A hardware refresh
Sunday, October 7th, 2012 at 11:18pm
Four and a half years ago I upgraded my home Windows desktop. Since then I had added RAM, switched to Windows 7 and replaced the hard drives, however it was still the same computer and was perfectly fine for most of my needs.
But not all, so for a while I had been thinking it was time for an upgrade.
One example of a frustration was the delay of around 10 seconds when loading an image for editing in Lightroom. This was only made worse by my upgrade to the Canon 7D earlier in the year, instead of loading a 10MB RAW file, it now had to load a 20MB raw file. I had been monitoring the disk and CPU usage, and it was clear that this activity was CPU bound.
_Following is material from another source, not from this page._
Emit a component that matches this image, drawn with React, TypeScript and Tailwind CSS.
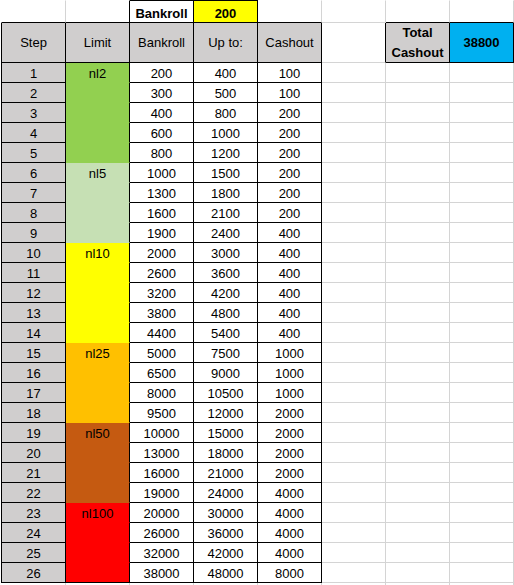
type Cell = { t?: string; bg?: string; bb?: string; bold?: boolean; two?: boolean };

const LIMITS: { name: string; rows: number; bg: string; bb: string }[] = [
  { name: "nl2", rows: 5, bg: "bg-[#92d050]", bb: "border-b-[#92d050]" },
  { name: "nl5", rows: 4, bg: "bg-[#c6e0b4]", bb: "border-b-[#c6e0b4]" },
  { name: "nl10", rows: 5, bg: "bg-[#ffff00]", bb: "border-b-[#ffff00]" },
  { name: "nl25", rows: 4, bg: "bg-[#ffc000]", bb: "border-b-[#ffc000]" },
  { name: "nl50", rows: 4, bg: "bg-[#c55a11]", bb: "border-b-[#c55a11]" },
  { name: "nl100", rows: 4, bg: "bg-[#ff0000]", bb: "border-b-[#ff0000]" },
];

const BANKROLL = [200, 300, 400, 600, 800, 1000, 1300, 1600, 1900, 2000, 2600, 3200, 3800, 4400, 5000, 6500, 8000, 9500, 10000, 13000, 16000, 19000, 20000, 26000, 32000, 38000];
const UPTO = [400, 500, 800, 1000, 1200, 1500, 1800, 2100, 2400, 3000, 3600, 4200, 4800, 5400, 7500, 9000, 10500, 12000, 15000, 18000, 21000, 24000, 30000, 36000, 42000, 48000];
const CASHOUT = [100, 100, 200, 200, 200, 200, 200, 200, 400, 400, 400, 400, 400, 400, 1000, 1000, 1000, 2000, 2000, 2000, 2000, 4000, 4000, 4000, 4000, 8000];

const GRAY = "bg-[#d0cece]";

function buildRows(): Cell[][] {
  const rows: Cell[][] = [];
  rows.push([{}, {}, { t: "Bankroll", bold: true }, { t: "200", bold: true, bg: "bg-[#ffff00]" }, {}, {}, {}, {}]);
  rows.push([
    { t: "Step", bg: GRAY },
    { t: "Limit", bg: GRAY },
    { t: "Bankroll", bg: GRAY },
    { t: "Up to:", bg: GRAY },
    { t: "Cashout", bg: GRAY },
    {},
    { t: "Total Cashout", bg: GRAY, bold: true, two: true },
    { t: "38800", bg: "bg-[#00b0f0]", bold: true },
  ]);
  let i = 0;
  for (const l of LIMITS) {
    for (let k = 0; k < l.rows; k++) {
      rows.push([
        { t: String(i + 1), bg: GRAY },
        { t: k === 0 ? l.name : "", bg: l.bg, bb: i < 25 ? l.bb : undefined },
        { t: String(BANKROLL[i]) },
        { t: String(UPTO[i]) },
        { t: String(CASHOUT[i]) },
        {},
        {},
        {},
      ]);
      i++;
    }
  }
  rows.push([{}, {}, {}, {}, {}, {}, {}, {}]);
  return rows;
}

function isBlack(r: number, c: number) {
  if (r === 0 && (c === 2 || c === 3)) return true;
  if (r >= 1 && r <= 27 && c >= 0 && c <= 4) return true;
  if (r === 1 && (c === 6 || c === 7)) return true;
  return false;
}

export default function App() {
  const rows = buildRows();
  return (
    <div className="h-[585px] w-[514px] overflow-hidden bg-white pl-px font-['Liberation_Sans',Arial,sans-serif] text-[13px] text-black">
      <div className="grid grid-cols-[65px_repeat(7,64px)] grid-rows-[23px_40px_repeat(26,20px)_3px]">
        {rows.map((row, r) =>
          row.map((cell, c) => {
            const right = isBlack(r, c) || isBlack(r, c + 1) ? "border-r-black" : "border-r-[#d4d4d4]";
            let bottom = "border-b-0";
            if (r < 28) {
              if (cell.bb) bottom = "border-b " + cell.bb;
              else bottom = "border-b " + (isBlack(r, c) || isBlack(r + 1, c) ? "border-b-black" : "border-b-[#d4d4d4]");
            }
            const left = c === 0 ? "border-l " + (isBlack(r, 0) ? "border-l-black" : "border-l-white") : "";
            const top = r === 0 ? "border-t " + (isBlack(0, c) ? "border-t-black" : "border-t-white") : "";
            const align = r === 1 ? "items-center" : "items-end pb-px";
            return (
              <div
                key={r + "-" + c}
                className={`flex justify-center border-r ${right} ${bottom} ${left} ${top} ${align} ${cell.bg ?? "bg-white"} ${cell.bold ? "font-bold" : ""} ${cell.two ? "leading-[20px]" : "leading-[15px]"} text-center`}
              >
                {cell.two ? (
                  <span>
                    Total
                    <br />
                    Cashout
                  </span>
                ) : (
                  cell.t
                )}
              </div>
            );
          })
        )}
      </div>
    </div>
  );
}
Given this and some other specific performance issues (plus the feeling that after four years it was due) on Friday I bit the bullet and picked up a replacement motherboard, CPU, RAM and power supply to put in my existing case with my existing hard drives.
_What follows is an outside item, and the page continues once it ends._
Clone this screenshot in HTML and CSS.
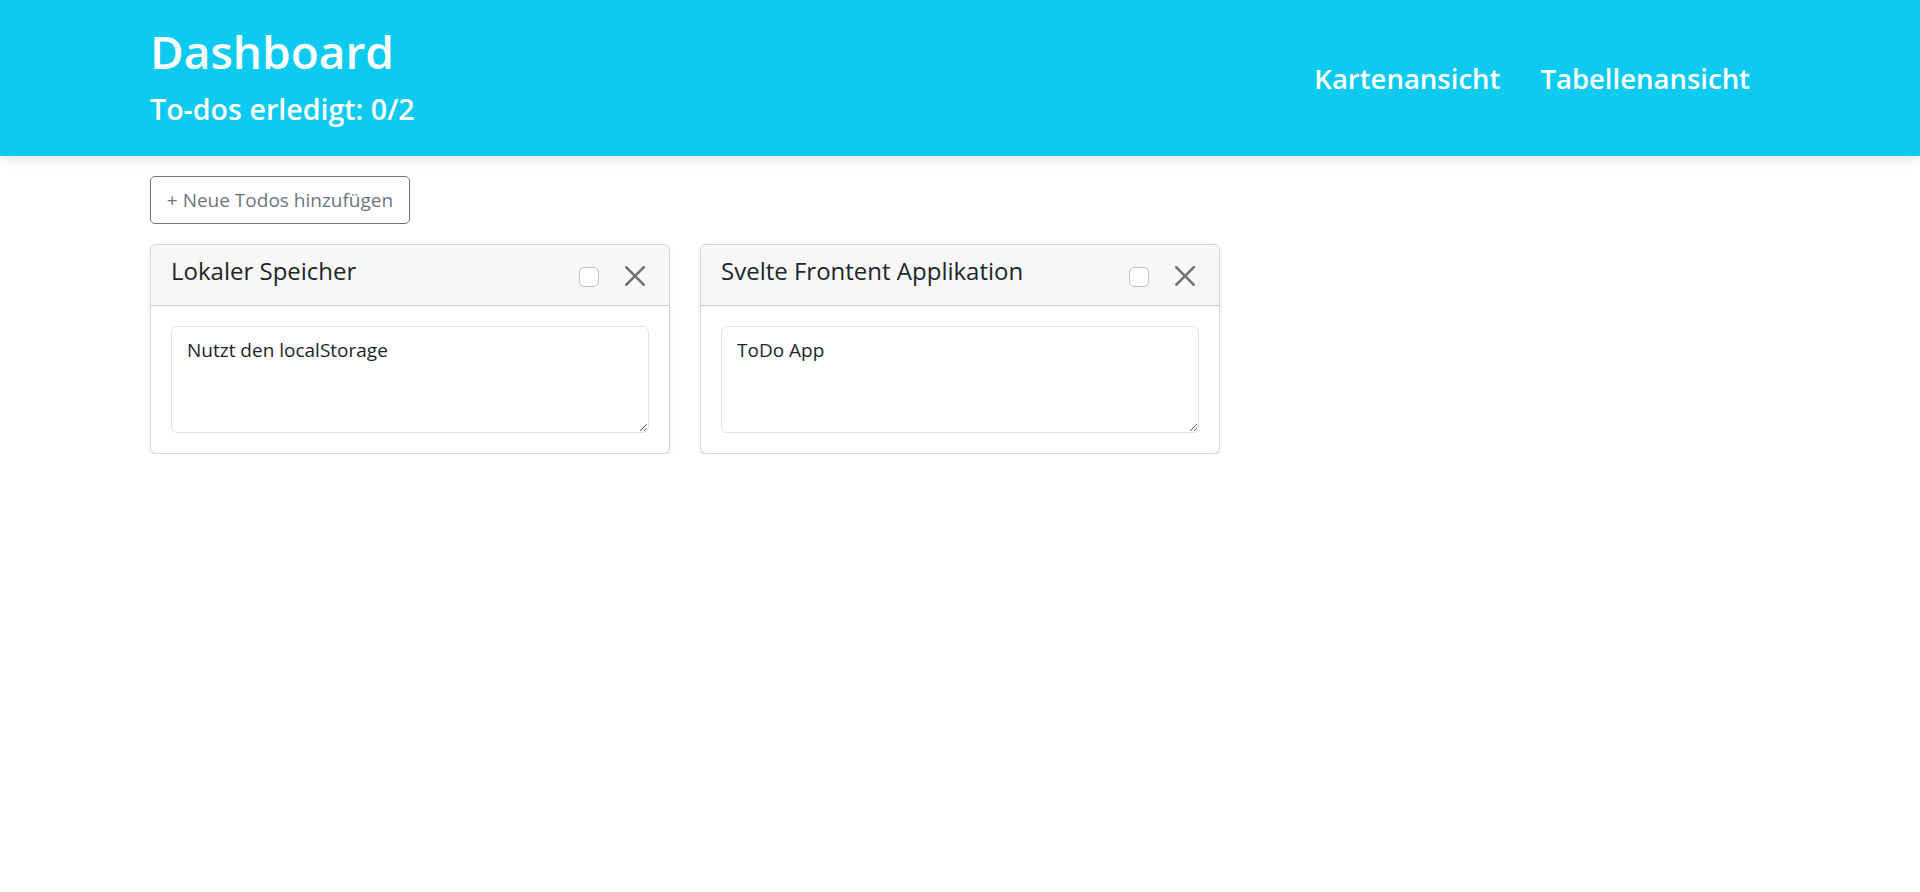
FILE: index.html
```html
<!DOCTYPE html>
<html lang="de">
<head>
<meta charset="utf-8">
<title>Dashboard</title>
<link rel="stylesheet" href="styles.css">
</head>
<body>
<header class="topbar">
  <div class="container topbar-inner">
    <div class="titles">
      <h1 class="title">Dashboard</h1>
      <h4 class="subtitle">To-dos erledigt: 0/2</h4>
    </div>
    <nav class="nav">
      <a class="nav-link" href="#">Kartenansicht</a>
      <a class="nav-link" href="#">Tabellenansicht</a>
    </nav>
  </div>
</header>
<main class="container">
  <button class="btn-add" type="button">+ Neue Todos hinzufügen</button>
  <div class="cards">
    <div class="card">
      <div class="card-header">
        <h5 class="card-title">Lokaler Speicher</h5>
        <div class="card-actions">
          <input class="check" type="checkbox">
          <button class="btn-close" type="button" aria-label="Schließen">
            <svg viewBox="0 0 16 16" width="20" height="20"><path d="M.293.293a1 1 0 0 1 1.414 0L8 6.586 14.293.293a1 1 0 1 1 1.414 1.414L9.414 8l6.293 6.293a1 1 0 0 1-1.414 1.414L8 9.414l-6.293 6.293a1 1 0 0 1-1.414-1.414L6.586 8 .293 1.707a1 1 0 0 1 0-1.414z" fill="currentColor"/></svg>
          </button>
        </div>
      </div>
      <div class="card-body">
        <textarea class="note" rows="3">Nutzt den localStorage</textarea>
      </div>
    </div>
    <div class="card">
      <div class="card-header">
        <h5 class="card-title">Svelte Frontent Applikation</h5>
        <div class="card-actions">
          <input class="check" type="checkbox">
          <button class="btn-close" type="button" aria-label="Schließen">
            <svg viewBox="0 0 16 16" width="20" height="20"><path d="M.293.293a1 1 0 0 1 1.414 0L8 6.586 14.293.293a1 1 0 1 1 1.414 1.414L9.414 8l6.293 6.293a1 1 0 0 1-1.414 1.414L8 9.414l-6.293 6.293a1 1 0 0 1-1.414-1.414L6.586 8 .293 1.707a1 1 0 0 1 0-1.414z" fill="currentColor"/></svg>
          </button>
        </div>
      </div>
      <div class="card-body">
        <textarea class="note" rows="3">ToDo App</textarea>
      </div>
    </div>
  </div>
</main>
</body>
</html>
```
FILE: styles.css
```css
* { box-sizing: border-box; }
html, body { margin: 0; padding: 0; }
body {
  font-family: "Open Sans", "Noto Sans", sans-serif;
  font-size: 19px;
  line-height: 30px;
  color: #212529;
  background: #fff;
}
.container {
  width: 1620px;
  margin: 0 auto;
}
.topbar {
  background: #0dcaf0;
  color: #fff;
  box-shadow: 0 5px 10px rgba(0, 0, 0, 0.08);
  position: relative;
}
.topbar-inner {
  display: flex;
  justify-content: space-between;
  align-items: center;
  padding: 21px 0 19px;
}
.title {
  margin: 0 0 10px;
  font-size: 46px;
  line-height: 60px;
  font-weight: 600;
}
.subtitle {
  margin: 0 0 10px;
  font-size: 28.6px;
  line-height: 36px;
  font-weight: 600;
}
.nav {
  display: flex;
}
.nav-link {
  color: #fff;
  text-decoration: none;
  font-size: 27.5px;
  font-weight: 600;
  line-height: 36px;
  padding: 10px 20px;
}
.btn-add {
  display: block;
  margin: 20px 0;
  font-family: inherit;
  font-size: 19px;
  line-height: 30px;
  padding: 8px 15px;
  color: #6c757d;
  background: #fff;
  border: 1px solid #6c757d;
  border-radius: 5px;
  height: 48px;
  width: 260px;
}
.cards {
  display: flex;
  gap: 30px;
  align-items: flex-start;
}
.card {
  width: 520px;
  border: 1px solid rgba(0, 0, 0, 0.16);
  border-radius: 6px;
  background: #fff;
  box-shadow: 0 2.5px 5px rgba(0, 0, 0, 0.075);
  overflow: hidden;
}
.card-header {
  display: flex;
  align-items: center;
  justify-content: space-between;
  background: #f7f7f7;
  border-bottom: 1px solid rgba(0, 0, 0, 0.16);
  padding: 11px 19px 9px 20px;
}
.card-title {
  margin: 0 0 10px;
  font-size: 24px;
  line-height: 30px;
  font-weight: 500;
  color: #212529;
}
.card-actions {
  display: flex;
  align-items: center;
}
.check {
  appearance: none;
  -webkit-appearance: none;
  width: 20px;
  height: 20px;
  margin: 2px 21px 0 0;
  border: 1px solid #c2c2c2;
  border-radius: 5px;
  background: #fff;
}
.btn-close {
  display: flex;
  align-items: center;
  justify-content: center;
  width: 30px;
  height: 30px;
  padding: 0;
  margin: 0;
  border: 0;
  background: transparent;
  color: #747474;
}
.card-body {
  padding: 20px;
}
.note {
  display: block;
  width: 100%;
  height: 107px;
  font-family: inherit;
  font-size: 19px;
  line-height: 30px;
  padding: 8px 15px 7px;
  color: #212529;
  border: 1px solid #dee2e6;
  border-radius: 6px;
  resize: vertical;
}
```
So far I have only described a like for like swap of components, with the biggest change having multiple monitor output built into the motherboard. There was one other change which has possibly given the greatest performance improvement: adding an SSD to the mix.
In order to best use the SSD (but without any automatic cache type usage) I changed where I store my data. On the SSD I have:
- Windows
- Firefox profile (with its browsing cache)
- Lightroom catalogue (and its cache) and my “todo” photos.
With this setup Windows only takes a few seconds to load, Firefox loads almost instantly, and (most importantly) opening Lightroom and editing photos is now quick with the 10 second delay gone. Hopefully this will last me for another four years.